In May 2004, Fast Crew released the single "I Got", which spent 23 weeks on the New Zealand Top 40 Singles Chart and achieved gold status. As a result of the success of "I Got", the group began to open for such international acts such as Busta Rhymes and Missy Elliott on their New Zealand tours and were signed as the first act on new independent central Auckland based record label AKrite Records, who entered into a deal with Universal Music to distribute the group's singles and album Set the Record Straight. "I Got" finished the year at No. 17 on the New Zealand Top 40 Chart for 2004.

While "I Got" spent time on the charts, Fast Crew began working on their first album Set the Record Straight and released their second single of the album, "It's the Incredible", in November.

The album Set the Record Straight was released in December 2004 and achieved gold status within a week of its release and a peak position of No. 11. With the release of the album the group toured New Zealand to promote it. The album also reached the top 100 in Australia and continued to rise up the charts with the success of the latest single release in Australia, "Suburbia Streets". The band also performed to rave reviews at music festival 'Big Day Out' Auckland and East Coast cities of Australia.

Fast Crew's third single from Set the Record Straight, called "Suburbia Streets", was released in March 2005 and reached a height of No. 10 in NZ.

With continued success in New Zealand Fast Crew entered Australia with "I Got" reaching No. 22 on the ARIAnet singles chart in May 2005, following the rise and success of fellow New Zealand rapper Scribe. In August the same year, It's the Incredible was also released in Australia, reaching No. 41. "Suburbia Streets" debuted on 20 February 2006 at No. 39 in the Australian charts.

The Fast Crew's efforts in breaking the Australian market were dealt a small blow in late 2005 after it was found that the group had used an unauthorised sample of the Eagles's song "Victim of Love" in their track "It's the Incredible". The album and single were immediately withdrawn in both the New Zealand and Australian markets. The album was re-released into the Australian market with a remix (sample free) version of "It's the Incredible".

Fast Crew received 3 nominations at the 2006 Australasian Urban Music Awards : Nominations for Best Hip Hop Single "I Got", Best Hip Hop Album Set the Record Straight and Best Hip Hop Group.

The group split up after Jeremy, the main producer left the Crew a year before they ended in late 2008.

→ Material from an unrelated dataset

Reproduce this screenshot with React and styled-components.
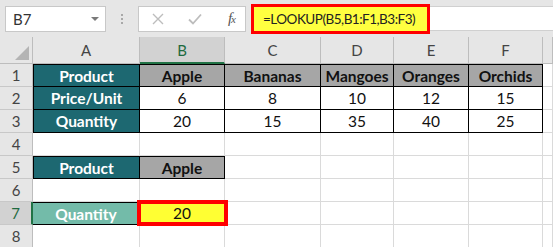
import React from 'react';
import styled, { createGlobalStyle, css } from 'styled-components';

const GlobalStyle = createGlobalStyle`
  html, body {
    margin: 0;
    padding: 0;
    background: #fff;
  }
  body {
    font-family: Lato, "Liberation Sans", Arial, sans-serif;
  }
`;

const Window = styled.div`
  width: 553px;
  height: 247px;
  overflow: hidden;
  background: #fff;
`;

const FormulaBar = styled.div`
  height: 37px;
  box-sizing: border-box;
  background: #e6e6e6;
  display: flex;
  align-items: center;
  padding-left: 5px;
`;

const NameBox = styled.div`
  width: 101px;
  height: 26px;
  box-sizing: border-box;
  background: #fff;
  border: 1px solid #c8c8c8;
  display: flex;
  align-items: center;
  justify-content: space-between;
  padding: 0 6px 0 7px;
  font-size: 15px;
  color: #333;
`;

const Caret = styled.span`
  width: 0;
  height: 0;
  border-left: 4px solid transparent;
  border-right: 4px solid transparent;
  border-top: 4px solid #7a7a7a;
`;

const Dots = styled.div`
  width: 32px;
  display: flex;
  flex-direction: column;
  align-items: center;
  gap: 2px;

  span {
    width: 2px;
    height: 2px;
    background: #a8a8a8;
  }
`;

const FxBox = styled.div`
  width: 108px;
  height: 26px;
  box-sizing: border-box;
  background: #fff;
  border: 1px solid #c8c8c8;
  display: flex;
  align-items: center;
  padding: 0 10px 0 13px;
  gap: 24px;
`;

const Fx = styled.span`
  margin-left: auto;
  font-family: "Liberation Serif", serif;
  font-style: italic;
  font-size: 15px;
  color: #555;
  letter-spacing: -1px;

  small {
    font-size: 11px;
  }
`;

const FormulaHighlight = styled.div`
  margin-left: 5px;
  width: 179px;
  height: 30px;
  box-sizing: border-box;
  border: 3px solid #f00;
  background: #ffff40;
  display: flex;
  align-items: center;
  padding: 0 0 0 9px;
  font-size: 13.5px;
  letter-spacing: -0.5px;
  color: #222;
  white-space: nowrap;
`;

const FormulaRest = styled.div`
  flex: 1;
  height: 25px;
  background: #fff;
  border-top: 1px solid #d0d0d0;
  border-bottom: 1px solid #d0d0d0;
  box-sizing: border-box;
`;

const Sheet = styled.div`
  display: grid;
  grid-template-columns: 33px 107px 85px 96px 73px 75px 74px 10px;
  grid-template-rows: 27px repeat(8, 23px);
`;

const Corner = styled.div`
  background: #e6e6e6;
  border-right: 1px solid #bdbdbd;
  border-bottom: 1px solid #bdbdbd;
  box-sizing: border-box;
  display: flex;
  align-items: flex-end;
  justify-content: flex-end;
  padding: 0 3px 3px 0;

  span {
    width: 0;
    height: 0;
    border-left: 14px solid transparent;
    border-bottom: 14px solid #b4b4b4;
  }
`;

const ColHead = styled.div`
  background: ${p => (p.$active ? '#d2d2d2' : '#e6e6e6')};
  color: ${p => (p.$active ? '#1e6a3f' : '#444')};
  border-right: 1px solid #bdbdbd;
  border-bottom: ${p => (p.$active ? '2px solid #217346' : '1px solid #bdbdbd')};
  box-sizing: border-box;
  display: flex;
  align-items: center;
  justify-content: center;
  font-size: 15px;
`;

const RowHead = styled.div`
  background: ${p => (p.$active ? '#d2d2d2' : '#e6e6e6')};
  color: ${p => (p.$active ? '#1e6a3f' : '#444')};
  border-right: ${p => (p.$active ? '2px solid #217346' : '1px solid #bdbdbd')};
  border-bottom: 1px solid #c8c8c8;
  box-sizing: border-box;
  display: flex;
  align-items: center;
  justify-content: center;
  font-size: 15px;
`;

const tones = {
  plain: css`background: #fff; color: #111;`,
  teal: css`background: #1d6871; color: #fff; font-weight: 700;`,
  gray: css`background: #a6a6a6; color: #111; font-weight: 700;`,
  mint: css`background: #73bba9; color: #fff; font-weight: 700;`,
  yellow: css`background: #ffff33; color: #111;`,
};

const Cell = styled.div`
  position: relative;
  box-sizing: border-box;
  display: flex;
  align-items: center;
  justify-content: center;
  font-size: 15.5px;
  border-right: 1px solid ${p => (p.$ruled ? '#000' : '#dadada')};
  border-bottom: 1px solid ${p => (p.$ruled ? '#000' : '#dadada')};
  border-top: ${p => (p.$top ? '1px solid #000' : 'none')};
  border-left: ${p => (p.$left ? '1px solid #000' : 'none')};
  ${p => tones[p.$tone || 'plain']}

  ${p => p.$marked && css`
    z-index: 1;
    &::after {
      content: '';
      position: absolute;
      inset: -2px -4px -2px -3px;
      border: 4px solid #f00;
    }
  `}
`;

const columns = ['A', 'B', 'C', 'D', 'E', 'F', ''];

const table = [
  ['Product', 'Apple', 'Bananas', 'Mangoes', 'Oranges', 'Orchids'],
  ['Price/Unit', 6, 8, 10, 12, 15],
  ['Quantity', 20, 15, 35, 40, 25],
];

const cellFor = (r, c) => {
  if (r <= 3 && c < 6) {
    const tone = c === 0 ? 'teal' : r === 1 ? 'gray' : 'plain';
    return { text: table[r - 1][c], tone, ruled: true, top: r === 1, left: c === 0 };
  }
  if (r === 5 && c < 2) {
    return { text: c === 0 ? 'Product' : 'Apple', tone: c === 0 ? 'teal' : 'gray', ruled: true, top: true, left: c === 0 };
  }
  if (r === 7 && c === 0) return { text: 'Quantity', tone: 'mint', ruled: true, top: true };
  if (r === 7 && c === 1) return { text: 20, tone: 'yellow', marked: true };
  return { text: '', tone: 'plain' };
};

const App = () => {
  const rows = [1, 2, 3, 4, 5, 6, 7, 8];
  return (
    <Window>
      <GlobalStyle />
      <FormulaBar>
        <NameBox>B7<Caret /></NameBox>
        <Dots><span /><span /><span /></Dots>
        <FxBox>
          <svg width="12" height="12" viewBox="0 0 12 12">
            <path d="M1 1 L11 11 M11 1 L1 11" stroke="#bdbdbd" strokeWidth="1.4" fill="none" />
          </svg>
          <svg width="14" height="12" viewBox="0 0 14 12">
            <path d="M1 6.5 L5 10.5 L13 1.5" stroke="#bdbdbd" strokeWidth="1.8" fill="none" />
          </svg>
          <Fx>f<small>x</small></Fx>
        </FxBox>
        <FormulaHighlight>=LOOKUP(B5,B1:F1,B3:F3)</FormulaHighlight>
        <FormulaRest />
      </FormulaBar>
      <Sheet>
        <Corner><span /></Corner>
        {columns.map((col, i) => (
          <ColHead key={'h' + i} $active={col === 'B'}>{col}</ColHead>
        ))}
        {rows.map(r => (
          <React.Fragment key={r}>
            <RowHead $active={r === 7}>{r}</RowHead>
            {columns.map((_, c) => {
              const cell = cellFor(r, c);
              return (
                <Cell
                  key={c}
                  $tone={cell.tone}
                  $ruled={cell.ruled}
                  $top={cell.top}
                  $left={cell.left}
                  $marked={cell.marked}
                >
                  {cell.text}
                </Cell>
              );
            })}
          </React.Fragment>
        ))}
      </Sheet>
    </Window>
  );
};

export default App;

==Truth Lies and Redtape==
"What Happened to Yesterday (Full Mix)" is the first single off the album Truth Lies and Redtape which was re-released online (This occurred due to distributing issues of the album to the music stores) on 29 September 2008 and in stores 13 October 2008.

The latest single Fly was released 26 May 2008 but did not make it onto the New Zealand Music charts. Fast Crew also a third single off Truth Lies and Redtape titled Highs and Lows which was released early in 2009.

==Discography==

===Albums===

List of albums, with Australian chart positions
| Title | Album details | Peak chart positions |  | Certifications (sales thresholds) |
| NZ Chart | AUS |
| Set the Record Straight | Released: December 2004; Label: Universal; Format: CD; | 11 | 52 | NZ: Platinum |
| Truth, Lies & Red Tape | Released: 28 September 2008; Label: Universal; Formats: CD, digital download; | — | — |  |
"—" denotes a title that did not chart, or was not released in that territory.

===Singles===

Year: Title; Chart peak positions; Album
NZ: AUS
2002: "Mr Radio"; —; —; non-album single
2004: "I Got"; 4; 22; Set the Record Straight
"It's the Incredible": 5; 41
2005: "Suburbia Streets"; 10; 31
2007: "What Happened to Yesterday"; —; —; Truth, Lies & Red Tape
2008: "Fly"; —; —
2009: "Highs and Lows"; —; —
"—" denotes a title that did not chart, or was not released in that territory.